I think also he was very particular in talking about this one year about his obligatory service when he was 18. When we look at someone who has had success, you think yeah if he fails, he has plenty to fall back on. But when he was 18, he didn't have anything to fall back on. He was determined to become a great bodybuilder. To us, that brought out to us the everyday man or woman.

AJ (Winnipeg)

How excited was Arnold to tell you these stories? He looked pretty excited talking about his weight lifting habits.

Jeff Zimbalist
  (4:06 PM)

I think it was a very proud time for him. He's obviously achieved a tremendous amount in his career, but he tells us that there was no more greater achievement than that first championship. His drive, vision, could become a reality.

Kevin (DC)

What about Arnold's story do you think warranted making it into a short versus a long form doc?

Mike Zimbalist
  (4:07 PM)

In a long form documentary, these anecdotes that can be so powerful can get the short stick.

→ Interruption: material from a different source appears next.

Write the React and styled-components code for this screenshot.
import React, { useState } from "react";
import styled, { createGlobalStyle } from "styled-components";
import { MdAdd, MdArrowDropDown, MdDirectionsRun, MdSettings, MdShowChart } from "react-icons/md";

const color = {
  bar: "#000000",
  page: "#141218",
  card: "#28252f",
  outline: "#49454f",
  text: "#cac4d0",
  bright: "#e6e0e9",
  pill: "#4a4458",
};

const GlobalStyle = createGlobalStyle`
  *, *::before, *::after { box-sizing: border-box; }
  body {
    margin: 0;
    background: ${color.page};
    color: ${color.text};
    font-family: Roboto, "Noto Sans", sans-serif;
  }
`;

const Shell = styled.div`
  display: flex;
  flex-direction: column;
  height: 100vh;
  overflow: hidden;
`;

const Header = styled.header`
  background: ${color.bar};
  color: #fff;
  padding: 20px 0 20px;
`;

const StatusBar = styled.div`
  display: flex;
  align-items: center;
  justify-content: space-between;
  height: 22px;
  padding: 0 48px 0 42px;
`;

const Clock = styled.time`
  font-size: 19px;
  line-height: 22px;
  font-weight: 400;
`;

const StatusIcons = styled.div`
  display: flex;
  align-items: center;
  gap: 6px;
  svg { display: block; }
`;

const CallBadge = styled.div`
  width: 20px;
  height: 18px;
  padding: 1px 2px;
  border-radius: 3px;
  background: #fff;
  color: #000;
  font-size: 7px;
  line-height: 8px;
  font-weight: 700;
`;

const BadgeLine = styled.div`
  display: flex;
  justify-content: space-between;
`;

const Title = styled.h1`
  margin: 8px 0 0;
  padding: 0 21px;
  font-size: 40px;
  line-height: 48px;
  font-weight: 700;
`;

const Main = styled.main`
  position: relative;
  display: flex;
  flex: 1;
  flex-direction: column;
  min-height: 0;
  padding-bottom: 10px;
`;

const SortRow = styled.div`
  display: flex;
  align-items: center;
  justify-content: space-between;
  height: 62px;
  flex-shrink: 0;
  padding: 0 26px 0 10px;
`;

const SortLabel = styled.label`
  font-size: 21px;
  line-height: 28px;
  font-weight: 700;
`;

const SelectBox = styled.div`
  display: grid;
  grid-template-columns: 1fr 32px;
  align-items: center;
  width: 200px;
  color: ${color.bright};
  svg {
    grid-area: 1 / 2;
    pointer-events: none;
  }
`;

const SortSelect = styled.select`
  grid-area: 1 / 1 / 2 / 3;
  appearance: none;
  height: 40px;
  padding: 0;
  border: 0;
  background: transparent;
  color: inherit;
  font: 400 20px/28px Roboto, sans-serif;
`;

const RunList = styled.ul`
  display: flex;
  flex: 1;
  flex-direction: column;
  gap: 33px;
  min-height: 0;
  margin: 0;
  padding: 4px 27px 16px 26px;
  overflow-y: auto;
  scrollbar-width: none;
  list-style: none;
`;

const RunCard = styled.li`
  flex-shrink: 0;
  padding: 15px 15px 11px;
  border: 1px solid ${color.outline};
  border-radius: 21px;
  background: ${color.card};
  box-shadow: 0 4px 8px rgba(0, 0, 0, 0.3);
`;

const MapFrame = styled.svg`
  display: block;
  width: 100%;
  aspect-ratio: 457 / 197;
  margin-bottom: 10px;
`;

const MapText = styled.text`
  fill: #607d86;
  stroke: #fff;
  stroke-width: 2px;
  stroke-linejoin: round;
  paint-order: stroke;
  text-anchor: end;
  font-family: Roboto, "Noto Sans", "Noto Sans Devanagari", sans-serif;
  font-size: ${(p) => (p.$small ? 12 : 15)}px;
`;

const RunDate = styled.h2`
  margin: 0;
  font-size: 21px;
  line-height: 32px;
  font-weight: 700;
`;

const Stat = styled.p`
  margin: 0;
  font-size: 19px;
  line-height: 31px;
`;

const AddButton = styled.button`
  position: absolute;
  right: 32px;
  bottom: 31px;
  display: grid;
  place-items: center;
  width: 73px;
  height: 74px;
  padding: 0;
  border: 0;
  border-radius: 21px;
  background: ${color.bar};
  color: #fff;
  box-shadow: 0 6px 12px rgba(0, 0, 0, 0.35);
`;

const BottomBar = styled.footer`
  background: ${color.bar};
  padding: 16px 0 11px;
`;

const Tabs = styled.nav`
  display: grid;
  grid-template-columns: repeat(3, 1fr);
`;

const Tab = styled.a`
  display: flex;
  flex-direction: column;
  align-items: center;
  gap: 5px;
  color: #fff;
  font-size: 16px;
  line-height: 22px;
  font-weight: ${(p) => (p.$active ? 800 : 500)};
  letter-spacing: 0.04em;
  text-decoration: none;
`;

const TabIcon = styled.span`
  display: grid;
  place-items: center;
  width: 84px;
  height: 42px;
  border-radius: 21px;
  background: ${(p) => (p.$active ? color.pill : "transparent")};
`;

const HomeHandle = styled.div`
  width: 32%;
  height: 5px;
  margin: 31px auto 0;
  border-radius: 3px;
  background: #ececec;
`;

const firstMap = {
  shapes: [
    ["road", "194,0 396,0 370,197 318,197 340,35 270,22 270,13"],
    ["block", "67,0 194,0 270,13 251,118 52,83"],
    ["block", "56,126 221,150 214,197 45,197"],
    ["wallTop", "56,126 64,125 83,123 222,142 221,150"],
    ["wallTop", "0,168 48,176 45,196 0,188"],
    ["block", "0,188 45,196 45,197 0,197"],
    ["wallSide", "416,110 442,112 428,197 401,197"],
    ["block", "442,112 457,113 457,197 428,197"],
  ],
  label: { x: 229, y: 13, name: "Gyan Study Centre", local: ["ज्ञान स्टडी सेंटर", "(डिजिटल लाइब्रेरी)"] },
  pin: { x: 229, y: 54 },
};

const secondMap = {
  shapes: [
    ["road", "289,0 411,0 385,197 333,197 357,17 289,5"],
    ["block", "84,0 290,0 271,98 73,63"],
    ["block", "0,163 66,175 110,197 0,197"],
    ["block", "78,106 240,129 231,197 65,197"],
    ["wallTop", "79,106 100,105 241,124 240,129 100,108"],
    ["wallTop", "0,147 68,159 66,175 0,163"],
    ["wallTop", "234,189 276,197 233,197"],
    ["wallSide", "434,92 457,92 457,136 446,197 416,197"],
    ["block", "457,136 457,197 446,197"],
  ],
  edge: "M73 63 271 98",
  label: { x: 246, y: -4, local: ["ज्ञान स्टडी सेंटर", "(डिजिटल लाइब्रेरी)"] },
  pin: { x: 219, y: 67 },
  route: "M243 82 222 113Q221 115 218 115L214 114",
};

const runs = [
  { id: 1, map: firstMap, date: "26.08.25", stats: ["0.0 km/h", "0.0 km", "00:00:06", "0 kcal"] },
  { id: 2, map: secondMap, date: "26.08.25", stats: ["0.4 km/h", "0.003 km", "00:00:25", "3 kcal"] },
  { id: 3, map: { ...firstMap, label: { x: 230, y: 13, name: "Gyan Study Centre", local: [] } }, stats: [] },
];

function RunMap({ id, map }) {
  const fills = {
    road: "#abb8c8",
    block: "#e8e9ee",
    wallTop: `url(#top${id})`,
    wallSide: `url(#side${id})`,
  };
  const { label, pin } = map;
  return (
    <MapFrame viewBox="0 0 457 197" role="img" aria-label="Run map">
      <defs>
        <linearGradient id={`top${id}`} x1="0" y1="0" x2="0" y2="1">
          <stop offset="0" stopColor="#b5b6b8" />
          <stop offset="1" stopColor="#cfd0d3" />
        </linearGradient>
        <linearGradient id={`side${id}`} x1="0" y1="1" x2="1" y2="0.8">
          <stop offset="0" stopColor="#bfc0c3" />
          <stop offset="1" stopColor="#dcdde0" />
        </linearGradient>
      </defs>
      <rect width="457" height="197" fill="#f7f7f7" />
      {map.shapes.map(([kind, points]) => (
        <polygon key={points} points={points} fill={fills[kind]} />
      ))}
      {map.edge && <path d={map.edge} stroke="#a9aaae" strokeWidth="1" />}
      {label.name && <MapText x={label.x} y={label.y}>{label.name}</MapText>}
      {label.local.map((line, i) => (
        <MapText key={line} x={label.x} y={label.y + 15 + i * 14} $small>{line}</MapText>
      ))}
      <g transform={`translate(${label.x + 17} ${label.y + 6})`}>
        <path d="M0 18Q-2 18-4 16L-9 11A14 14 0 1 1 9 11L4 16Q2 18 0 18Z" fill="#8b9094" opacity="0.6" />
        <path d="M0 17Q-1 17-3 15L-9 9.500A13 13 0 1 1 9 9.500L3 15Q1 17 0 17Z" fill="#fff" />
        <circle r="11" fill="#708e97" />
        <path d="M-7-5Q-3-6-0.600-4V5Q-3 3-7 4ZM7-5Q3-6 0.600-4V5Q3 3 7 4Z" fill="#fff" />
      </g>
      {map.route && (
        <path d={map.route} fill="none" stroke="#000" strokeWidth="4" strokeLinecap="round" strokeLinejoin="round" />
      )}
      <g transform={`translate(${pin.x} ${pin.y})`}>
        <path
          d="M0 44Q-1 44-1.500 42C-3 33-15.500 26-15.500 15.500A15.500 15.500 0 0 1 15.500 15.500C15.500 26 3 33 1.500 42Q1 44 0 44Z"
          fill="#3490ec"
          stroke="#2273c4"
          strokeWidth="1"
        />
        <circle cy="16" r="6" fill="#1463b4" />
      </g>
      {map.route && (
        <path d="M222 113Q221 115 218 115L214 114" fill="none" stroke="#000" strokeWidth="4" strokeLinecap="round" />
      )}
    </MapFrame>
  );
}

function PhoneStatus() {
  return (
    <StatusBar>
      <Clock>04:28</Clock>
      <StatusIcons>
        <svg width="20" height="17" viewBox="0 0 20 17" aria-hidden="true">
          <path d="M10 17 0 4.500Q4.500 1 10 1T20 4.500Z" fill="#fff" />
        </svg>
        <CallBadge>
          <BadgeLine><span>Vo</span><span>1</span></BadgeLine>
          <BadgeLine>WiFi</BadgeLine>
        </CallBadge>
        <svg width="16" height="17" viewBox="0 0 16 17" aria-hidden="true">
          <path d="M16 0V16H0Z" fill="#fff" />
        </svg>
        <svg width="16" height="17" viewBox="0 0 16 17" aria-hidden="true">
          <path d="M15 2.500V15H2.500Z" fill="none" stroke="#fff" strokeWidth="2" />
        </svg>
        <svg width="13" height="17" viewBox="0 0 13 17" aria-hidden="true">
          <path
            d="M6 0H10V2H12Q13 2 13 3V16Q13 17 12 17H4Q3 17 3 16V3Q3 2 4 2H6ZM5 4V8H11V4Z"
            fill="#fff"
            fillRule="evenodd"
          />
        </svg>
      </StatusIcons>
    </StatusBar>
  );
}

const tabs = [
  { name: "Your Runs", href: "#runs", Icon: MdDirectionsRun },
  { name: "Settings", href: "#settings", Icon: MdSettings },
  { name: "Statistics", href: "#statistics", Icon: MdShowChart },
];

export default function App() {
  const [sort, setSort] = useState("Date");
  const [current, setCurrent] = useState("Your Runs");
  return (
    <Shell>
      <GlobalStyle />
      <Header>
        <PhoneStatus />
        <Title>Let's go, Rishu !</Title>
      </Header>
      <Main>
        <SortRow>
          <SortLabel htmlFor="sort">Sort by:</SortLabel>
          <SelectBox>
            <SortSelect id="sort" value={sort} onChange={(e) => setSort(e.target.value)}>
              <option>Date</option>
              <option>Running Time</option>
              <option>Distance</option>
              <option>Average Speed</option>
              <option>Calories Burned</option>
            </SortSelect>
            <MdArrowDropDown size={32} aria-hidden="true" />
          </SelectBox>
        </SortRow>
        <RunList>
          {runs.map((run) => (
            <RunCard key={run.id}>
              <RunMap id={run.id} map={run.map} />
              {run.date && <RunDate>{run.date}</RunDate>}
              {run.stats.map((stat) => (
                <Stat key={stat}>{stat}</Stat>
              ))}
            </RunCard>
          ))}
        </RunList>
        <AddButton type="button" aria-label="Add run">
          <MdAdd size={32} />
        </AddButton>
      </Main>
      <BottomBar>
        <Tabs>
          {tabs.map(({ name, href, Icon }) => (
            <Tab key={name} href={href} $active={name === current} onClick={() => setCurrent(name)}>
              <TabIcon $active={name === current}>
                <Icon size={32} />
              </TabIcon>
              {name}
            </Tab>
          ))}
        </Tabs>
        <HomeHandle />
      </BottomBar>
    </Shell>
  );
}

In a long form, the larger narrative is master. You have to tell the whole story. In the short form, you can tell this one anecdote and get inside and give it its space that it really needs.

Will (DC)

How hard was it to get a good chunk of his time to sit down with you?

Jeff Zimbalist
  (4:08 PM)

Not hard at all. He was very excited to participate. We had the full support and enthusiasm of ESPN and Arnold and his camp. This was a story Arnold wanted to tell.

Ryan (State College)

Was there any part of Arnold's story that didn't fit into the film and had to be cut that you anticipated using before the project started?

Jeff Zimbalist
  (4:08 PM)

Hmmmm...thinking.

Mike Zimbalist
  (4:10 PM)

His relationship to Reg Park, which is covered in the piece. It's something that we wanted to cover in more detail. But Arnold went on to win competitions and even competed against him. There's an interesting story there about what it means to compete against and win against your idol and the conversations they had.

Will (San Francisco)

What kind of reaction have you received from this short film so far today?

Jeff Zimbalist
  (4:10 PM)

Tremendous. We have a lot of activity of people watching it and sending it out. I know ESPN is keeping track of views and they should have numbers in the next several hours, I would hope.

Eric (LA)

How much did you have to sell Arnold on this idea of the documentary?

Mike Zimbalist
  (4:11 PM)

ESPN had originally approached us to see if we'd be intersted in working with Arnold on the project. We sat down with him and talked about various stories in his life. This was one that clearly stood out to us as a powerful anecdot a powerful story that we wanted to bring to life. There was no selling.

Ben (TX)

Was that old footage made up or from the actual places?

Jeff Zimbalist
  (4:12 PM)

It was shot on location and stock footage both.

Ryan (State College)

what challenges did you face with this documentary as opposed to the two escobars?

Jeff Zimbalist
  (4:13 PM)

I actually think there is more freedom in the short format to take risks stylistically and to break convention. If anything the only challenge was how quick we needed to turn it around.

David (DC)

for a 10 minute film, how much footage did you need to shoot?

Jeff Zimbalist
  (4:14 PM)

We shot maybe almost 20 hours, maybe also collected archives.

Mike Zimbalist
  (4:14 PM)

That sounds about right. We interviewed, I think, at least 5 of Arnold's old friends and colleagues, who we weren't able to fit into the final film.

Terry (Atlanta)

Did you already know some of the story of Arnold's youth or was that all a part of the process of making this doc?

Jeff Zimbalist
  (4:15 PM)

Yeah, it was mostly a part of the process. It was exciting to find stories so early in his life. That was part of the reason we knew it would be exciting for others as well.

Mike Zimbalist
  (4:16 PM)

One reason that this story stood out to us as one of the most inspirational about Arnold, was not necessarily that the accomplishments stood out, but the will and determination for him to pursue his dream when everyone around him thought bodybuilding was a complete waste of time.

Dale (Chicago)

so it was predetermined that Arnold story would be a short film from the get go?

Jeff Zimbalist
  (4:17 PM)

That was agreed upon before that anecdote was even chosen, but with that said we're not ruling out a longer project with Arnold in the future.

Ryan (State College)

Any plans to continue working with the 30 for 30 brand in the future? Any projects in general that are in the works?

Mike Zimbalist
  (4:17 PM)

Yes. We're currently working on feature documentary for the 30 for 30 series that will be released next year.

Jeff Zimbalist
  (4:18 PM)

Thank you guys so much for asking questions and sending the link and supporting our work.